Damit war die Unterhaltung auch schon beendet, denn einige Arbeiter und ein dunkelhaariger Kerl, der ihm auf Anhieb unsympathisch war, betraten das Etablissement. Er erkannte zwei von den Arbeitern wieder, denn sie waren heute mit ihm angekommen. Die Gruppe steuerte zielstrebig auf einen der Tische am Rande der Bar zu, während der dunkelhaarige untersetzte Typ mit der ausgeprägten Stirnglatze und dem vorspringenden Kinn an die Theke herantrat und sich einfach neben ihn setzte. Nachdem der Mann einen Drink bestellt hatte, wandte er sich an Ullisten Getrillum. »Ich bin Karl Schumacher. Ich arbeite in der Verwaltung. Schichteinteilung.«

Ullisten Getrillum wusste nicht, was von ihm erwartete wurde. Was wollte der Kerl von ihm? Sich unterhalten? Hatte er möglicherweise davon gehört, dass er ein gesuchter Terrorist war? Vorsichtig sagte Ullisten Getrillum deshalb, »mein Name ist Ramirez Estar. Ich bin heute erst angekommen.«

»Ich weiß wer Sie sind. Ich schau mir nur die Leute an, um besser beurteilen zu können, wo ich sie einsetzen kann.« Karl Schumacher musterte Ullisten Getrillum ungeniert von oben bis unten. »Sie sehen ziemlich kräftig aus. Das ist gut.«

»Ja, das sagten meine Eltern auch immer«, Ullisten Getrillum schenkte ihm ein breites Grinsen und stellte sich dumm, obwohl ihm der Kerl mächtig gegen den Strich ging.

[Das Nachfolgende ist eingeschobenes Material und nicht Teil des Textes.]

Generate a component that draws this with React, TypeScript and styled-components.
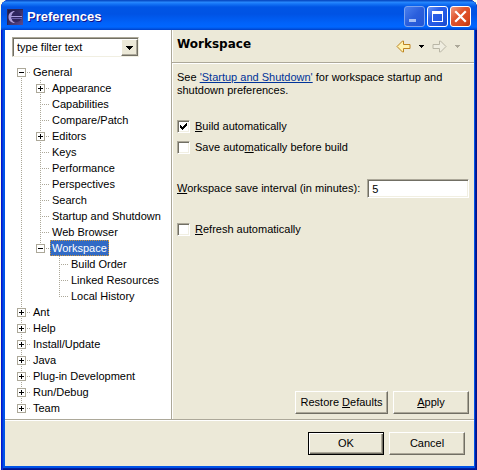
import React, { useState } from "react";
import styled, { createGlobalStyle, css } from "styled-components";

const face = "#ece9d8";
const shade = "#aca899";

const GlobalStyle = createGlobalStyle`
  * { box-sizing: border-box; }
  body { margin: 0; background: #fffde8; }
  body, button, input { font: 11px/13px "Liberation Sans", Tahoma, sans-serif; color: #000; }
`;

const Window = styled.div`
  display: flex;
  flex-direction: column;
  min-height: 100vh;
  padding: 0 3px 4px 4px;
  margin-left: 1px;
  border-radius: 8px 8px 0 0;
  background: #0054e8;
  box-shadow: inset 1px 0 #0019cf, inset 2px 0 #0831d9, inset -1px 0 #00138c, inset -2px 0 #001ea0,
    inset 0 -1px #00138c, inset 0 -2px #001ea0;
`;

const TitleBar = styled.header`
  display: flex;
  align-items: center;
  gap: 4px;
  height: 30px;
  margin: 0 -3px 0 -4px;
  padding: 3px 6px 0 6px;
  border-radius: 8px 8px 0 0;
  background: linear-gradient(
    #0a4fc8 0, #0a4fc8 1px, #2a8bff 2px, #1473f5 4px, #0055e5 7px, #0053e4 14px, #0062fa 23px, #0066ff 27px, #0050dc 29px, #003dc8 30px
  );
`;

const Title = styled.h1`
  flex: 1;
  margin: 0;
  font: bold 13px/16px "Liberation Sans", "Trebuchet MS", sans-serif;
  color: #fff;
  text-shadow: 1px 1px #0f1089;
`;

const Captions = styled.div`
  display: flex;
  gap: 2px;
`;

const CaptionButton = styled.button<{ $kind: "dim" | "blue" | "red" }>`
  width: 21px;
  height: 21px;
  padding: 0;
  border: 1px solid #fff;
  border-radius: 3px;
  background: linear-gradient(135deg, #6a95f5, #2b5fe8 35%, #2257e2 70%, #1a48c8);
  svg { display: block; }
  ${(p) => p.$kind === "dim" && css`
    border-color: #7ba2ee;
    background: linear-gradient(135deg, #4a80ee, #2a5edc 50%, #2456d4);
  `}
  ${(p) => p.$kind === "red" && css`
    background: linear-gradient(135deg, #f09a80, #e0552e 40%, #d9481f 75%, #b8330f);
  `}
`;

const Body = styled.main`
  display: grid;
  grid-template-columns: 166px minmax(0, 1fr);
  flex: 1;
  background: ${face};
`;

const Sidebar = styled.nav`
  padding: 7px 0 3px 7px;
  background: #fff;
`;

const Filter = styled.div`
  display: flex;
  width: 127px;
  height: 20px;
  margin-bottom: 7px;
  border: 1px solid;
  border-color: ${shade} #f1efe2 #f1efe2 ${shade};
  box-shadow: inset 1px 1px #716f64;
`;

const FilterInput = styled.input`
  flex: 1;
  min-width: 0;
  padding: 1px 4px 0;
  border: 0;
  background: none;
  outline: 0;
`;

const bevel = css`
  border: 1px solid;
  border-color: #fff #716f64 #716f64 #fff;
  box-shadow: inset -1px -1px ${shade};
  background: ${face};
`;

const DropButton = styled.button`
  ${bevel}
  display: grid;
  place-items: center;
  width: 17px;
  margin: 1px 0 0;
  padding: 0;
`;

const Tree = styled.ul`
  margin: 0;
  padding: 0;
  list-style: none;
`;

const Row = styled.div`
  display: flex;
  height: 16px;
`;

const vDots = `repeating-linear-gradient(${shade} 0 1px, transparent 1px 2px)`;
const hDots = `repeating-linear-gradient(90deg, ${shade} 0 1px, transparent 1px 2px)`;

type Rail = "none" | "full" | "up" | "down";
const railBox = {
  none: "0 0 / 0 0",
  full: "9px 0 / 1px 16px",
  up: "9px 0 / 1px 9px",
  down: "9px 8px / 1px 8px",
};

const Guide = styled.span<{ $rail: Rail; $stub?: boolean }>`
  display: grid;
  flex: none;
  align-items: center;
  width: 19px;
  padding-left: 5px;
  background: ${vDots} ${(p) => railBox[p.$rail]} no-repeat
    ${(p) => p.$stub && css`, ${hDots} 9px 8px / 9px 1px no-repeat`};
`;

const Expander = styled.button`
  display: block;
  width: 9px;
  height: 9px;
  padding: 0;
  border: 1px solid ${shade};
  background: #fff;
  svg { display: block; }
`;

const NodeLabel = styled.button<{ $selected: boolean }>`
  padding: 0 2px;
  border: 0;
  background: none;
  line-height: 16px;
  white-space: nowrap;
  ${(p) => p.$selected && css`
    background: #316ac5;
    color: #fff;
    outline: 1px dotted #ce953a;
    outline-offset: -1px;
  `}
`;

const Page = styled.section`
  display: flex;
  flex-direction: column;
  border-left: 1px solid ${shade};
  box-shadow: inset 1px 0 #fff;
`;

const PageHeader = styled.header`
  display: flex;
  align-items: center;
  justify-content: space-between;
  height: 33px;
  padding: 0 14px 5px 5px;
  border-bottom: 1px solid ${shade};
`;

const PageTitle = styled.h2`
  margin: 0;
  font: bold 12px/16px "DejaVu Sans", Verdana, sans-serif;
`;

const History = styled.div`
  display: flex;
  align-items: center;
  gap: 8px;
  padding-top: 5px;
`;

const FlatButton = styled.button`
  display: grid;
  padding: 0;
  border: 0;
  background: none;
`;

const Form = styled.form`
  display: flex;
  flex-direction: column;
  flex: 1;
  gap: 8px;
  padding: 7px 5px 5px 5px;
  border-top: 1px solid #fff;
`;

const Intro = styled.p`
  margin: 0 0 15px;
  a { color: #003399; }
`;

const Check = styled.label`
  display: flex;
  align-items: center;
  gap: 5px;
  height: 13px;
`;

const CheckBox = styled.input`
  appearance: none;
  width: 13px;
  height: 13px;
  margin: 0;
  border: 1px solid;
  border-color: ${shade} #fff #fff ${shade};
  background: #fff;
  box-shadow: inset 1px 1px #716f64, inset -1px -1px #f1efe2;
  & + svg {
    width: 7px;
    margin: 0 3px 0 -15px;
    visibility: hidden;
  }
  &:checked + svg { visibility: visible; }
`;

const Interval = styled.div`
  display: flex;
  align-items: center;
  gap: 7px;
  margin: 17px 0;
  label { white-space: nowrap; }
`;

const TextBox = styled.input`
  flex: 1;
  min-width: 0;
  height: 19px;
  padding: 0 4px;
  border: 1px solid;
  border-color: ${shade} #fff #fff ${shade};
  background: #fff;
  box-shadow: inset 1px 1px #716f64, inset -1px -1px #f1efe2;
  outline: 0;
`;

const Actions = styled.div`
  display: flex;
  justify-content: flex-end;
  gap: 5px;
  margin-top: auto;
`;

const PushButton = styled.button<{ $wide?: boolean; $primary?: boolean }>`
  ${bevel}
  width: ${(p) => (p.$wide ? 93 : 76)}px;
  height: 23px;
  padding: 0;
  ${(p) => p.$primary && css`
    border-color: #000;
    box-shadow: inset 1px 1px #fff, inset -1px -1px #716f64, inset -2px -2px ${shade};
  `}
`;

const Footer = styled.footer`
  display: flex;
  justify-content: flex-end;
  gap: 5px;
  padding: 12px 9px 11px;
  border-top: 1px solid ${shade};
  background: ${face};
  box-shadow: inset 0 1px #fff;
`;

interface TreeNode {
  name: string;
  open?: boolean;
  children?: TreeNode[];
}

const leaf = (name: string): TreeNode => ({ name });
const closed = (name: string): TreeNode => ({ name, children: [] });

const nodes: TreeNode[] = [
  {
    name: "General",
    open: true,
    children: [
      closed("Appearance"),
      leaf("Capabilities"),
      leaf("Compare/Patch"),
      closed("Editors"),
      leaf("Keys"),
      leaf("Performance"),
      leaf("Perspectives"),
      leaf("Search"),
      leaf("Startup and Shutdown"),
      leaf("Web Browser"),
      {
        name: "Workspace",
        open: true,
        children: [leaf("Build Order"), leaf("Linked Resources"), leaf("Local History")],
      },
    ],
  },
  ...["Ant", "Help", "Install/Update", "Java", "Plug-in Development", "Run/Debug", "Team"].map(closed),
];

interface BranchProps {
  items: TreeNode[];
  rails: boolean[];
  selected: string;
  onSelect: (name: string) => void;
}

function Branch({ items, rails, selected, onSelect }: BranchProps) {
  return (
    <Tree>
      {items.map((node, i) => {
        const last = i === items.length - 1;
        const first = i === 0 && rails.length === 0;
        return (
          <li key={node.name}>
            <Row>
              {rails.map((on, d) => <Guide key={d} $rail={on ? "full" : "none"} />)}
              <Guide $rail={first ? "down" : last ? "up" : "full"} $stub>
                {node.children && (
                  <Expander type="button" aria-label={`Toggle ${node.name}`} aria-expanded={!!node.open}>
                    <svg width="7" height="7" viewBox="0 0 7 7" shapeRendering="crispEdges">
                      <path d={node.open ? "M1 3h5v1H1z" : "M1 3h5v1H1zM3 1h1v5H3z"} />
                    </svg>
                  </Expander>
                )}
              </Guide>
              <NodeLabel type="button" $selected={node.name === selected} onClick={() => onSelect(node.name)}>
                {node.name}
              </NodeLabel>
            </Row>
            {node.open && node.children && (
              <Branch items={node.children} rails={[...rails, !last]} selected={selected} onSelect={onSelect} />
            )}
          </li>
        );
      })}
    </Tree>
  );
}

const EclipseLogo = () => (
  <svg width="16" height="16" viewBox="0 0 16 16">
    <defs>
      <linearGradient id="sky" x1="0" y1="0" x2="1" y2="1">
        <stop offset="0" stopColor="#17133f" />
        <stop offset="1" stopColor="#5d4a8c" />
      </linearGradient>
    </defs>
    <rect width="16" height="16" fill="url(#sky)" />
    <path d="M8 2C4 2 1.500 4.500 1.500 8S4 14 8 14C5.500 12.500 4.500 10.500 4.500 8S5.500 3.500 8 2z" fill="#a99bd8" />
    <circle cx="9.500" cy="8" r="5" fill="#30265f" />
    <path d="M4 7.500h11" stroke="#a79bdc" />
    <path d="M4 9.500h11" stroke="#6a5ea6" />
    <path d="M0 .5h16M.5 0v16" stroke="#2b255a" />
  </svg>
);

const Caret = ({ color = "#000", size = 5 }: { color?: string; size?: number }) => (
  <svg width={size} height={Math.ceil(size / 2)} viewBox={`0 0 ${size} ${Math.ceil(size / 2)}`} shapeRendering="crispEdges">
    <path d={size === 7 ? "M0 0h7v1H0zM1 1h5v1H1zM2 2h3v1H2zM3 3h1v1H3z" : "M0 0h5v1H0zM1 1h3v1H1zM2 2h1v1H2z"} fill={color} />
  </svg>
);

const Arrow = ({ forward }: { forward?: boolean }) => (
  <svg width="15" height="13" viewBox="0 0 15 13">
    <path
      d={forward ? "M1 4.500h6.500V1h1L14 6.500 8.500 12h-1V8.500H1z" : "M14 4.500H7.500V1h-1L1 6.500 6.500 12h1V8.500H14z"}
      fill={forward ? "#efede0" : "#fff3b0"}
      stroke={forward ? "#b9b6a6" : "#bd8420"}
    />
  </svg>
);

function CheckField({ checked, children }: { checked?: boolean; children: React.ReactNode }) {
  return (
    <Check>
      <CheckBox type="checkbox" defaultChecked={checked} />
      <svg width="7" height="7" viewBox="0 0 7 7" shapeRendering="crispEdges">
        <path d="M0 2h1v1h1v1h1v-1h1v-1h1v-1h1v-1h1v3h-1v1h-1v1h-1v1h-1v1h-1v-1h-1v-1h-1z" />
      </svg>
      <span>{children}</span>
    </Check>
  );
}

export default function App() {
  const [selected, setSelected] = useState("Workspace");
  return (
    <>
      <GlobalStyle />
      <Window>
        <TitleBar>
          <EclipseLogo />
          <Title>Preferences</Title>
          <Captions>
            <CaptionButton type="button" $kind="dim" aria-label="Minimize">
              <svg width="19" height="19"><path d="M4 12h7v3H4z" fill="#a5bff5" /></svg>
            </CaptionButton>
            <CaptionButton type="button" $kind="blue" aria-label="Maximize">
              <svg width="19" height="19" shapeRendering="crispEdges">
                <path d="M4 4h11v11H4zM5 7v7h9V7z" fill="#fff" fillRule="evenodd" />
              </svg>
            </CaptionButton>
            <CaptionButton type="button" $kind="red" aria-label="Close">
              <svg width="19" height="19"><path d="M5 5l9 9M14 5l-9 9" stroke="#fff" strokeWidth="2.200" strokeLinecap="square" /></svg>
            </CaptionButton>
          </Captions>
        </TitleBar>
        <Body>
          <Sidebar>
            <Filter>
              <FilterInput type="text" aria-label="Filter preferences" defaultValue="type filter text" />
              <DropButton type="button" aria-label="Show recent filters"><Caret size={7} /></DropButton>
            </Filter>
            <Branch items={nodes} rails={[]} selected={selected} onSelect={setSelected} />
          </Sidebar>
          <Page>
            <PageHeader>
              <PageTitle>Workspace</PageTitle>
              <History>
                <FlatButton type="button" aria-label="Back"><Arrow /></FlatButton>
                <FlatButton type="button" aria-label="Back history"><Caret /></FlatButton>
                <FlatButton type="button" aria-label="Forward" disabled><Arrow forward /></FlatButton>
                <FlatButton type="button" aria-label="Forward history" disabled><Caret color={shade} /></FlatButton>
              </History>
            </PageHeader>
            <Form onSubmit={(e) => e.preventDefault()}>
              <Intro>
                See <a href="#startup">'Startup and Shutdown'</a> for workspace startup and shutdown preferences.
              </Intro>
              <CheckField checked><u>B</u>uild automatically</CheckField>
              <CheckField>Save auto<u>m</u>atically before build</CheckField>
              <Interval>
                <label htmlFor="interval"><u>W</u>orkspace save interval (in minutes):</label>
                <TextBox id="interval" type="text" defaultValue="5" />
              </Interval>
              <CheckField><u>R</u>efresh automatically</CheckField>
              <Actions>
                <PushButton type="button" $wide>Restore <u>D</u>efaults</PushButton>
                <PushButton type="button"><u>A</u>pply</PushButton>
              </Actions>
            </Form>
          </Page>
        </Body>
        <Footer>
          <PushButton type="button" $primary>OK</PushButton>
          <PushButton type="button">Cancel</PushButton>
        </Footer>
      </Window>
    </>
  );
}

»Ich brauche immer Leute für ganz unten. Es ist der schwerste Job in der Mine, aber besser bezahlt. Es gibt auch Privilegien, mehr Urlaub und so. Wenn Sie sich eingelebt haben, dann komme ich noch einmal auf Sie zu. Überlegen Sie es sich.« Karl Schumacher nahm seinen Drink, nickte ihm noch kurz zu und ging dann zu den anderen Arbeitern hinüber, die sich an den Tisch gesetzt hatten.

Verwirrt sah ihm Ullisten Getrillum hinterher. Was sollte er davon halten?

Der Barkeeper, der mit einem Ohr zugehört hatte, warf dem Schichteinteiler einen Blick zu, aus dem unverhohlene Abneigung sprach, sagte aber nichts. Das war Ullisten Getrillum Warnung genug, vorsichtig gegenüber Karl Schumacher zu sein. Er trank seinen Kaffee aus und ging zurück auf sein Zimmer, auch wenn es dort außer der Medienwand nichts gab. Vielleicht sollte er eines dieser Computerspiele spielen, die er vorhin beim scrollen im Menü gesehen hatte. Bis zum Abendessen waren es immerhin noch drei Stunden, also Zeit genug, einmal eines dieser menschlichen Vergnügungstools auszuprobieren.